Les contributions de François Rahier et Brice Tarvel sont à l’inverse plus convaincantes. « La locomotive du bout des mondes » pouvait pourtant refroidir l’enthousiasme du lecteur, puisque son point de départ est celui du propre univers de l’auteur, exposé en particulier dans le roman Le Canevas des dieux paru chez Rivière blanche. Mais grâce à une plume pleine d’allant, de style et de fougue, François Rahier réussit à nous entraîner dans ce basculement entre deux mondes, et même à nous toucher via ce lien entre résistance et manque de considération vis-à-vis d’une humanité jugée inférieure, ainsi des Roux dans la Compagnie des Glaces. « Seul le froid » est moins ambitieux dans son propos, mais fait également mouche. Brice Tarvel choisit en effet de s’intéresser à une marginale, rénovatrice du soleil mystique, dont les deux raisons de vivre tiennent dans son fils adoptif, un Roux, et sa volonté d’atteindre un pavillon enfouie dans les glaces… Mais tout bascule le jour où un agent de la Sécurité jette son dévolu sur elle, peu de temps avant que son refuge ne soit condamné à la destruction. La chute finale est un atout supplémentaire de ce texte émouvant. Enfin, « Progénitures » de Géraldine Nollo est sans doute la nouvelle la plus originale, de par son emboîtement transtextuel, véritable mise en abyme des romans d’espionnage de G.J. Arnaud au sein du monde de la Compagnie des Glaces.

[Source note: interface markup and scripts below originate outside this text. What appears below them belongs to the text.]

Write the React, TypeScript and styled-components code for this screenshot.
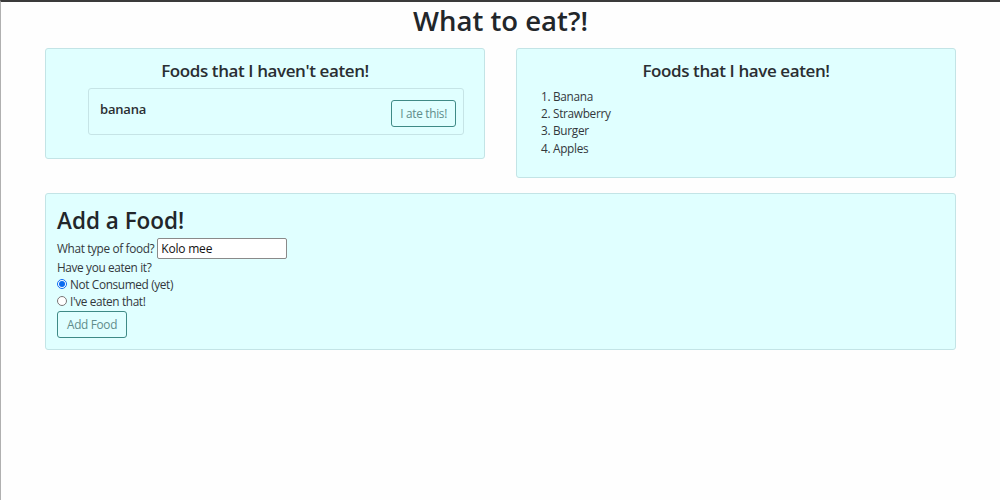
import React from "react";
import styled, { createGlobalStyle } from "styled-components";

const Global = createGlobalStyle`
  html, body { margin: 0; padding: 0; background: #fefefe; }
  body { font-family: "Open Sans", "Noto Sans", sans-serif; color: #212529; }
  * { box-sizing: border-box; }
`;

const Page = styled.div`
  width: 1000px;
  height: 500px;
  border-top: 2px solid #3a3a3a;
  border-left: 1px solid #b0b0b0;
  overflow: hidden;
`;

const Title = styled.h1`
  margin: 0;
  height: 46px;
  padding-top: 1px;
  text-align: center;
  font-size: 27.5px;
  font-weight: 600;
  letter-spacing: 0;
  line-height: 36px;
  color: #22262a;
`;

const Container = styled.div`
  padding: 0 44px 0 44px;
  display: flex;
  flex-direction: column;
  gap: 15px;
`;

const Row = styled.div`
  display: grid;
  grid-template-columns: 1fr 1fr;
  column-gap: 31px;
  align-items: start;
`;

const Card = styled.section<{ $pad?: string }>`
  background: #e0ffff;
  border: 1px solid #c3e4e6;
  border-radius: 3px;
  padding: ${(p) => p.$pad || "10px 12px 22px"};
`;

const CardTitle = styled.h4`
  margin: 0 0 5px;
  text-align: center;
  font-size: 17px;
  font-weight: 600;
  letter-spacing: -0.4px;
  line-height: 24px;
  color: #2a2e32;
`;

const ItemCard = styled.div`
  margin: 0 8px 0 30px;
  height: 47px;
  border: 1px solid #c6e4e6;
  border-radius: 3px;
  display: flex;
  justify-content: space-between;
  align-items: flex-start;
  padding: 10px 7px 0 11px;
`;

const ItemName = styled.span`
  font-size: 13px;
  font-weight: 600;
  letter-spacing: -0.2px;
  line-height: 20px;
  color: #2b2f33;
`;

const OutlineButton = styled.button<{ $px?: number }>`
  font-family: inherit;
  background: transparent;
  border: 1px solid #3f8a86;
  border-radius: 3px;
  color: #5f8c8a;
  font-size: 11.8px;
  letter-spacing: -0.3px;
  line-height: 25px;
  height: 27px;
  padding: 0 ${(p) => p.$px ?? 9}px;
  cursor: pointer;
`;

const SmallButton = styled(OutlineButton)`
  margin-top: 1px;
  align-self: flex-start;
`;

const List = styled.ol`
  margin: 2px 0 0;
  list-style-position: inside;
  padding-left: 12px;
  font-size: 11.8px;
  letter-spacing: -0.3px;
  line-height: 17.2px;
  color: #33383c;
`;

const FormTitle = styled.h2`
  margin: 0 0 2px;
  font-size: 22.5px;
  font-weight: 600;
  letter-spacing: 0;
  line-height: 30px;
  color: #22262a;
`;

const Line = styled.div`
  display: flex;
  align-items: center;
  font-size: 11.8px;
  letter-spacing: -0.35px;
  line-height: 17px;
  color: #33383c;
`;

const InputLine = styled(Line)`
  gap: 3px;
`;

const TextInput = styled.input`
  width: 130px;
  height: 21px;
  font-family: inherit;
  font-size: 12px;
  letter-spacing: -0.2px;
  padding: 0 3px;
  border: 1px solid #8a8a8a;
  border-radius: 2px;
  background: #fff;
  color: #111;
`;

const Radio = styled.input`
  width: 10px;
  height: 10px;
  margin: 0 3px 0 0;
  accent-color: #0a6cf0;
`;

const SubmitButton = styled(OutlineButton)`
  margin-top: 1px;
`;

export default function App() {
  return (
    <Page>
      <Global />
      <Title>What to eat?!</Title>
      <Container>
        <Row>
          <Card $pad="10px 12px 23px">
            <CardTitle>Foods that I haven't eaten!</CardTitle>
            <ItemCard>
              <ItemName>banana</ItemName>
              <SmallButton $px={8}>I ate this!</SmallButton>
            </ItemCard>
          </Card>
          <Card $pad="10px 12px 20px">
            <CardTitle>Foods that I have eaten!</CardTitle>
            <List>
              <li>Banana</li>
              <li>Strawberry</li>
              <li>Burger</li>
              <li>Apples</li>
            </List>
          </Card>
        </Row>
        <Card $pad="12px 11px 11px">
          <FormTitle>Add a Food!</FormTitle>
          <InputLine>
            <span>What type of food?</span>
            <TextInput defaultValue="Kolo mee" />
          </InputLine>
          <Line>Have you eaten it?</Line>
          <Line>
            <Radio type="radio" name="eaten" defaultChecked />
            <span>Not Consumed (yet)</span>
          </Line>
          <Line>
            <Radio type="radio" name="eaten" />
            <span>I've eaten that!</span>
          </Line>
          <SubmitButton $px={9}>Add Food</SubmitButton>
        </Card>
      </Container>
    </Page>
  );
}
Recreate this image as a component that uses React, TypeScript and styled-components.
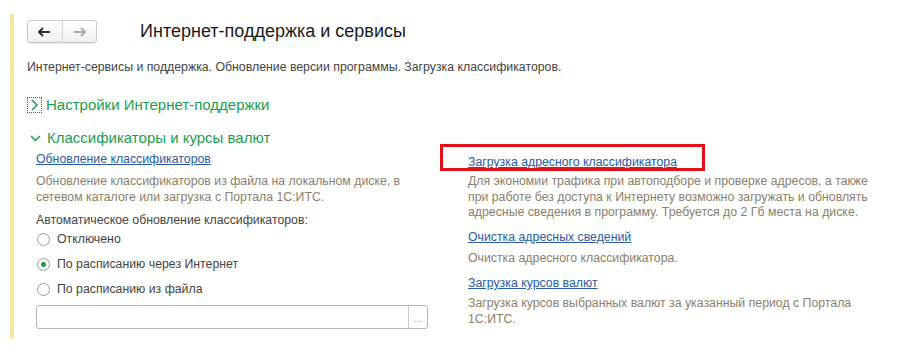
import React from "react";
import styled, { createGlobalStyle } from "styled-components";

const Global = createGlobalStyle`
  html, body { margin: 0; padding: 0; background: #fff; }
  body { font-family: Arial, "Liberation Sans", sans-serif; color: #333; }
`;

const Page = styled.div`
  width: 899px;
  height: 351px;
  box-sizing: border-box;
  padding: 14px 0 0 10px;
  overflow: hidden;
`;

const Frame = styled.div`
  border-left: 4px solid #f7e7a1;
  padding: 6px 0 11px 13px;
  height: 325px;
  box-sizing: border-box;
`;

const Header = styled.div`
  display: flex;
  align-items: center;
  height: 23px;
`;

const NavGroup = styled.div`
  display: flex;
  width: 70px;
  height: 23px;
  box-sizing: border-box;
  border: 1px solid #c8c8c8;
  border-radius: 3px;
  background: linear-gradient(#ffffff, #f0f0f0);
  box-shadow: 0 1px 1px rgba(0, 0, 0, 0.08);
`;

const NavButton = styled.div<{ $divider?: boolean }>`
  flex: 1;
  display: flex;
  align-items: center;
  justify-content: center;
  border-left: ${(p) => (p.$divider ? "1px solid #d6d6d6" : "none")};
`;

const Title = styled.h1`
  margin: 0 0 0 43px;
  font-size: 18px;
  font-weight: normal;
  color: #1a1a1a;
  line-height: 23px;
`;

const Subtitle = styled.div`
  margin-top: 17px;
  font-size: 12.3px;
  color: #444;
  line-height: 15px;
`;

const Group = styled.div<{ $top: number }>`
  margin-top: ${(p) => p.$top}px;
  display: flex;
  align-items: center;
  gap: 4px;
  font-size: 15px;
  color: #1e9b50;
  line-height: 18px;
`;

const Toggle = styled.span`
  width: 15px;
  height: 16px;
  box-sizing: border-box;
  border: 1px dotted #555;
  display: flex;
  align-items: center;
  justify-content: center;
`;

const Chevron = styled.span`
  width: 15px;
  display: flex;
  justify-content: center;
  margin-left: 1px;
`;

const Columns = styled.div`
  display: grid;
  grid-template-columns: 392px 432px;
  column-gap: 40px;
  margin-top: 5px;
  padding-left: 9px;
`;

const Column = styled.div`
  display: flex;
  flex-direction: column;
`;

const LinkText = styled.a<{ $top?: number }>`
  margin-top: ${(p) => p.$top ?? 0}px;
  font-size: 12.3px;
  line-height: 15px;
  color: #2b5aa7;
  text-decoration: underline;
  cursor: pointer;
  align-self: flex-start;
`;

const Highlight = styled.div`
  position: relative;
  align-self: flex-start;
  &::before {
    content: "";
    position: absolute;
    left: -28px;
    top: -8px;
    width: 265px;
    height: 27px;
    box-sizing: border-box;
    border: 3px solid #e3101a;
  }
`;

const Note = styled.div<{ $top?: number }>`
  margin-top: ${(p) => p.$top ?? 7}px;
  font-size: 12.3px;
  line-height: 15.5px;
  color: #8a7f6c;
`;

const Label = styled.div`
  margin-top: 8px;
  font-size: 12.3px;
  line-height: 15px;
  color: #444;
`;

const RadioList = styled.div`
  display: flex;
  flex-direction: column;
  gap: 10px;
  margin-top: 4px;
`;

const RadioRow = styled.label`
  display: flex;
  align-items: center;
  gap: 7px;
  height: 15px;
  font-size: 12.3px;
  line-height: 15px;
  color: #444;
  padding-left: 1px;
`;

const RadioCircle = styled.span<{ $checked?: boolean }>`
  width: 13px;
  height: 13px;
  box-sizing: border-box;
  border-radius: 50%;
  border: 1px solid #9a9a9a;
  background: #fff;
  display: flex;
  align-items: center;
  justify-content: center;
  &::after {
    content: "";
    width: 5px;
    height: 5px;
    border-radius: 50%;
    background: ${(p) => (p.$checked ? "#1e9b50" : "transparent")};
  }
`;

const InputBox = styled.div`
  margin-top: 8px;
  display: flex;
  height: 24px;
  box-sizing: border-box;
  border: 1px solid #b5b5b5;
  border-radius: 3px;
  background: #fff;
`;

const InputField = styled.div`
  flex: 1;
`;

const PickButton = styled.div`
  width: 19px;
  border-left: 1px solid #c8c8c8;
  display: flex;
  align-items: center;
  justify-content: center;
  font-size: 10px;
  color: #999;
  padding-top: 3px;
  box-sizing: border-box;
`;

const ArrowLeft = () => (
  <svg width="13" height="10" viewBox="0 0 13 10">
    <path d="M1 5h11M5 1L1 5l4 4" stroke="#333" strokeWidth="2" fill="none" />
  </svg>
);

const ArrowRight = () => (
  <svg width="13" height="10" viewBox="0 0 13 10">
    <path d="M1 5h11M8 1l4 4-4 4" stroke="#aaa" strokeWidth="2" fill="none" />
  </svg>
);

export default function App() {
  return (
    <>
      <Global />
      <Page>
        <Frame>
          <Header>
            <NavGroup>
              <NavButton>
                <ArrowLeft />
              </NavButton>
              <NavButton $divider>
                <ArrowRight />
              </NavButton>
            </NavGroup>
            <Title>Интернет-поддержка и сервисы</Title>
          </Header>
          <Subtitle>
            Интернет-сервисы и поддержка. Обновление версии программы. Загрузка классификаторов.
          </Subtitle>
          <Group $top={21}>
            <Toggle>
              <svg width="9" height="12" viewBox="0 0 9 12">
                <path d="M2 1l5 5-5 5" stroke="#1e9b50" strokeWidth="1.5" fill="none" />
              </svg>
            </Toggle>
            Настройки Интернет-поддержки
          </Group>
          <Group $top={15}>
            <Chevron>
              <svg width="11" height="7" viewBox="0 0 11 7">
                <path d="M1 1l4.5 4.5L10 1" stroke="#1e9b50" strokeWidth="1.5" fill="none" />
              </svg>
            </Chevron>
            Классификаторы и курсы валют
          </Group>
          <Columns>
            <Column>
              <LinkText>Обновление классификаторов</LinkText>
              <Note $top={7}>
                Обновление классификаторов из файла на локальном диске, в
                <br />
                сетевом каталоге или загрузка с Портала 1С:ИТС.
              </Note>
              <Label>Автоматическое обновление классификаторов:</Label>
              <RadioList>
                <RadioRow>
                  <RadioCircle />
                  Отключено
                </RadioRow>
                <RadioRow>
                  <RadioCircle $checked />
                  По расписанию через Интернет
                </RadioRow>
                <RadioRow>
                  <RadioCircle />
                  По расписанию из файла
                </RadioRow>
              </RadioList>
              <InputBox>
                <InputField />
                <PickButton>...</PickButton>
              </InputBox>
            </Column>
            <Column>
              <Highlight>
                <LinkText>Загрузка адресного классификатора</LinkText>
              </Highlight>
              <Note $top={4}>
                Для экономии трафика при автоподборе и проверке адресов, а также
                <br />
                при работе без доступа к Интернету возможно загружать и обновлять
                <br />
                адресные сведения в программу. Требуется до 2 Гб места на диске.
              </Note>
              <LinkText $top={9}>Очистка адресных сведений</LinkText>
              <Note $top={6}>Очистка адресного классификатора.</Note>
              <LinkText $top={10}>Загрузка курсов валют</LinkText>
              <Note $top={5}>
                Загрузка курсов выбранных валют за указанный период с Портала
                <br />
                1С:ИТС.
              </Note>
            </Column>
          </Columns>
        </Frame>
      </Page>
    </>
  );
}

L’Encieclopédie des glaces précédemment citée est par ailleurs republiée pour compléter l’ouvrage. On aurait toutefois apprécié une actualisation, tenant compte en particulier des Chroniques glaciaires de G.J. Arnaud, ainsi qu’une analyse critique inédite sur les prolongements de l’œuvre du maître (jeu de rôles, BD, série télévisée…). Dimension Compagnie des glaces, à défaut d’être l’anthologie ultime sur le sujet, n’en constitue pas moins une première mise en bouche, qui laisse logiquement le passionné insuffisamment comblé.